1.1.7.5 COMMITTEE REPORTS: In order for the Board to keep tabs on ICC Committee progress, committee chairs are requested to submit a monthly report of their activities and goals to the Board (not necessarily typed, but written neatly). All committee reports to the Board shall be submitted in writing in time to be distributed with the agendas of the meeting at which the committee report is to be presented.
1.1.7.6 MINUTES: The Board minutes shall:
A. Record a summary of discussion, all calls to reconciliation, votes on reconsideration and strong concerns.
B. Record all Board members in attendance and all Board members absent.
C. Be posted in each House and the ICC office in the following Board packet.
1.1.7.7 ATTENDANCE: The Board minutes shall record all Board members in attendance and all Board members absent.
1.1.7.8 POSTING MINUTES: The minutes of the Board meeting shall be posted in each House and the ICC office no more than five days after the date of the meeting.
1.1.7.9 REQUIREMENTS FOR VOTING BOARD OF DIRECTORS MEMBERS: The Board interprets Bylaw 3.113 to mean that a Board representative cannot vote at a Board meeting unless s/he boards or resides in an ICC-Ann Arbor co-op on the day of that Board meeting. (38-94)
1.1.7.10 BOARD ATTENDANCE:
A. The Board interprets Bylaw 3.112 to mean that a co-op representative shall be required to have attended one of the previous two meetings, in its entirety (this shall be considered to include any agenda item which requires a decision to be made by the board) in order to be a voting member of the board. (1/96)
B. If a board member cannot attend a Board meeting, they must:
1. Inform the ICC President at least 24 hours in advance AND
2. Make a good faith efforts to send a representative from his/her house
3. If a representative cannot be found, or fails to show up at the meeting, then the Board member must meet with a member of Coco within a week of the missed meeting to discuss the happenings of the Boards
C. FINES:
1. If the Board member does not contact the ICC President 24 hours in advance, then they shall be fined [$X] for every hour of Board meeting missed (see S.R. 13.9)
2. If it is the case that no representative from the house attends the board meeting, and no attempt has been made to meet with a member of Coco, then a fine of $20.00 shall be assessed to the house.

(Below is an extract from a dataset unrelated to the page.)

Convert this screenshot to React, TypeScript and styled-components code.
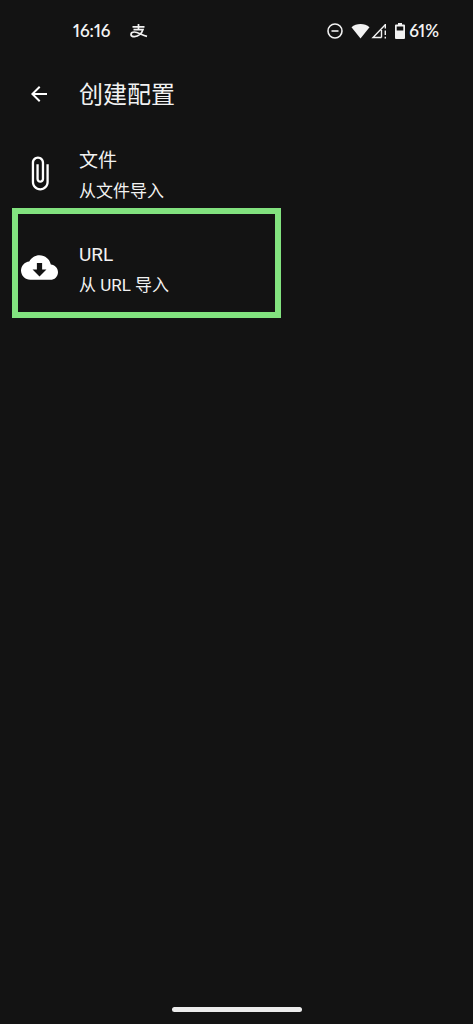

The work manager and /or treasurer of the house will be contacted, in case the house sees fit to direct the fine toward any particular house member.
1.1.7.11 LAST MEETING: No proposal of the last meeting of the Fall/Winter term shall be called to reconciliation unless it will be immediately reconciled. Instead, the proposal shall be called to be tabled by the voting board members and brought back to the first meeting of the Spring/Summer term.
1.2 ICC OFFICIAL POSITIONS:
The ICC President, Vice-Presidents, and Recording Secretary shall receive full time off their respective house work schedules. Other ICC officers, committee and sub-committee chairs, and members of ICC committees may receive such time off their house work schedules as is deemed appropriate by the Coordinating Committee. The descriptions of officers are the duties that must be performed by the Coordinating Committee. These duties may either be carried out by utilizing the following outline developed by the co-op over the past or it may choose to create new descriptions for officers so as to utilize the skills of the individual members in a more efficient manner. All the duties mentioned below must be accounted for. (ll/87) (63/97)
1.2.1 COMMITTEE ACCOUNTABILITY: All ICC committee and sub-committee chairs shall issue on a monthly basis the first of every month) a written account of hours worked by each member of their committee. This account shall include hours spent in meetings as well as hours spent on tasks designated by the committee or sub-committee chair. The Coordinating Committee shall be responsible for combining the accounts of each committee and sub-committee. It shall also be responsible for their distribution to all House Presidents and Work Managers. In addition, at least one copy shall be provided to each House to be posted in a conspicuous location. (60/95)
1.2.1.1 REVIEW OF PRESIDENT’S WORK: (43/2010-2011)
Coordinating Committee may choose to review the president’s work at any point after the president has been in office for two months, but a review must occur in during the first week of November. The Coordinating Committee shall review the President’s work from his/her term thus far and determine if the president is fulfilling his/her duties. This evaluation will be based on a comparison of the president’s work with the job description laid out in SR 1.2.2. The Coordinating Committee will make a determination as to whether or not the president is fulfilling his/her job description. If the president is not fulfilling his/her duties, the president will have one month to start completing the necessary work or he/she will lose their scholarship. The work of any president not serving a full term will be reviewed at the end of the second month of his/her term.
1.2.1.2 BOARD INVOLVEMENT: (43/2010-2011)
The Coordinating Committee decision shall be reported to the Board at the last meeting in November. The Board must accept the Coordinating Committee’s decision by an 85% percent vote. If the Board votes against the president continuing in the position, the president will have until the first Board meeting in January to make improvements to his/her work. The Board will again vote on the issue at that time and if the president does not receive an 85% vote then the president will lose his/her scholarship. This same process shall be used for presidents who are not serving a full term, although it will occur after the president has served two months, not necessarily in November.